Source: History of Ashland Co., Ohio - Publ. 1863. - Page 165
DANIEL VANTILBURG, Sr., was born in New Jersey, in 1781, and with his father's family settled in Jefferson county, Ohio, about 1809 or 1810, where he served as a soldier under General R. Beall, in the war of 1812, in the Sandusky campaign.  He located one hundred and sixty acres of land, one and one-half miles south of Ashland, on the Hayesville road, which he cleared up and improved, and where he died, August 4, 1866, at the ripe old age of eighty-five years.  He married, in 1813, in Jefferson county, Ohio, Miss Margaret Clinton, by whom he had six children, three boys and three girls.  The boys were: Henry, who died in 1843; John, who died in 1846; and Daniel, who died in 1877.  Mrs.
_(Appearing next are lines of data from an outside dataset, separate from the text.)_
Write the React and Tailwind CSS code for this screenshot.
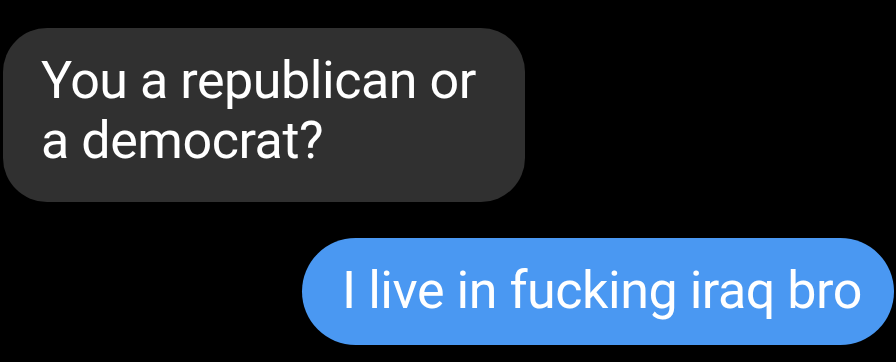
export default function App() {
  return (
    <div className="w-[896px] h-[362px] bg-black flex flex-col overflow-hidden" style={{ fontFamily: 'Roboto, "Noto Sans", sans-serif' }}>
      <div className="mt-[28px] ml-[3px] w-[522px] bg-[#303030] rounded-[44px] pl-[38px] pr-[20px] pt-[23px] pb-[31px] text-white text-[52px] leading-[60px] tracking-[-0.45px] whitespace-nowrap">
        You a republican or<br />a democrat?
      </div>
      <div className="mt-[36px] self-end mr-[2px] h-[107px] bg-[#4a98f2] rounded-full pl-[40px] pr-[32px] pt-[23px] text-white text-[52px] leading-[60px] tracking-[-0.45px] whitespace-nowrap">
        I live in fucking iraq bro
      </div>
    </div>
  );
}
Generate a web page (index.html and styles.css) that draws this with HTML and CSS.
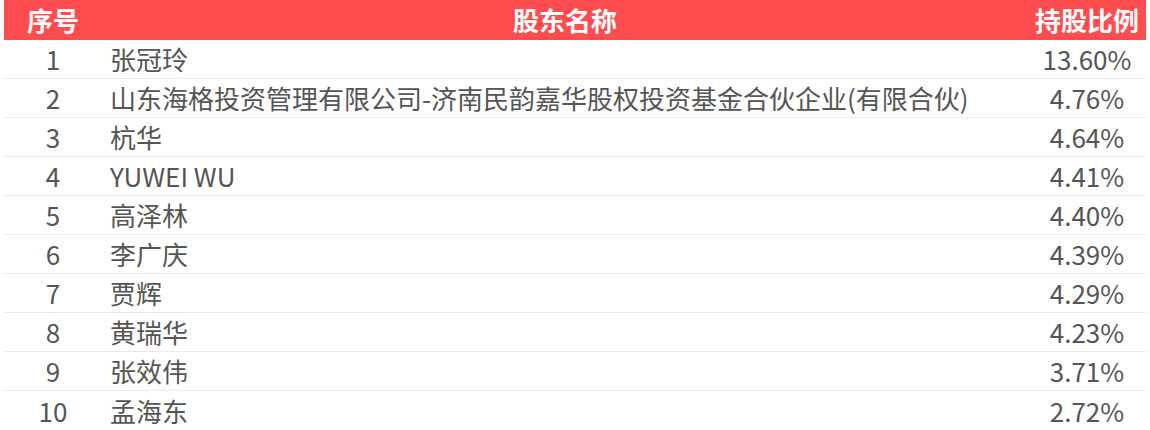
FILE: index.html
```html
<!DOCTYPE html>
<html lang="zh-CN">
<head>
<meta charset="utf-8">
<link rel="stylesheet" href="styles.css">
</head>
<body>
<div class="table">
  <div class="row head">
    <div class="c-no">序号</div>
    <div class="c-name">股东名称</div>
    <div class="c-pct">持股比例</div>
  </div>
  <div class="row"><div class="c-no">1</div><div class="c-name">张冠玲</div><div class="c-pct">13.60%</div></div>
  <div class="row"><div class="c-no">2</div><div class="c-name">山东海格投资管理有限公司-济南民韵嘉华股权投资基金合伙企业(有限合伙)</div><div class="c-pct">4.76%</div></div>
  <div class="row"><div class="c-no">3</div><div class="c-name">杭华</div><div class="c-pct">4.64%</div></div>
  <div class="row"><div class="c-no">4</div><div class="c-name">YUWEI WU</div><div class="c-pct">4.41%</div></div>
  <div class="row"><div class="c-no">5</div><div class="c-name">高泽林</div><div class="c-pct">4.40%</div></div>
  <div class="row"><div class="c-no">6</div><div class="c-name">李广庆</div><div class="c-pct">4.39%</div></div>
  <div class="row"><div class="c-no">7</div><div class="c-name">贾辉</div><div class="c-pct">4.29%</div></div>
  <div class="row"><div class="c-no">8</div><div class="c-name">黄瑞华</div><div class="c-pct">4.23%</div></div>
  <div class="row"><div class="c-no">9</div><div class="c-name">张效伟</div><div class="c-pct">3.71%</div></div>
  <div class="row"><div class="c-no">10</div><div class="c-name">孟海东</div><div class="c-pct">2.72%</div></div>
</div>
</body>
</html>
```
FILE: styles.css
```css
html, body {
  margin: 0;
  padding: 0;
  background: #ffffff;
}
body {
  font-family: "Noto Sans CJK SC", "Noto Sans", sans-serif;
  font-size: 26px;
  color: #555555;
}
.table {
  margin: 0 4px;
  display: flex;
  flex-direction: column;
}
.row {
  display: grid;
  grid-template-columns: 98px 1fr 118px;
  height: 39px;
  align-items: center;
  border-bottom: 1px solid #e9ebf0;
  box-sizing: border-box;
  line-height: 1;
}
.row:last-child {
  border-bottom: none;
}
.row.head {
  height: 40px;
  background: #ff4d4f;
  color: #ffffff;
  font-weight: bold;
  border-bottom: none;
}
.c-no {
  text-align: center;
}
.c-name {
  padding-left: 8px;
  white-space: nowrap;
}
.head .c-name {
  padding-left: 0;
  text-align: center;
}
.c-pct {
  text-align: center;
}
```
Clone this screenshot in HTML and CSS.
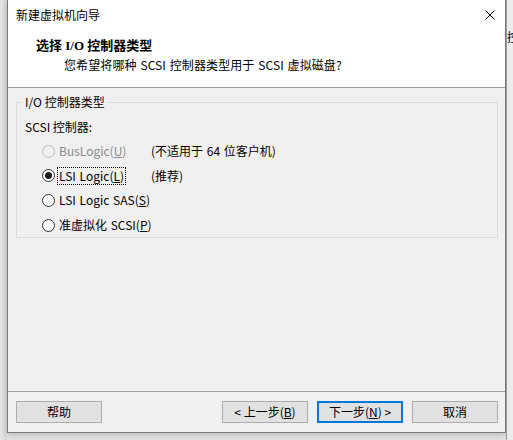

Vantilburg died in 1864, aged about seventy-one years.
     Daniel Vantilburg, jr., died in May , 1877, aged fifty-six years.  His family consisted of Margaret, John, William, and George. Margaret  married Dr. Charles Campbell, and died in 1879.  Mrs. Vantilburg's name before marriage was Clarissa Myers.  She was born January 22, 1828, and was married to Daniel Vantilburg, jr. , January 3, 1846.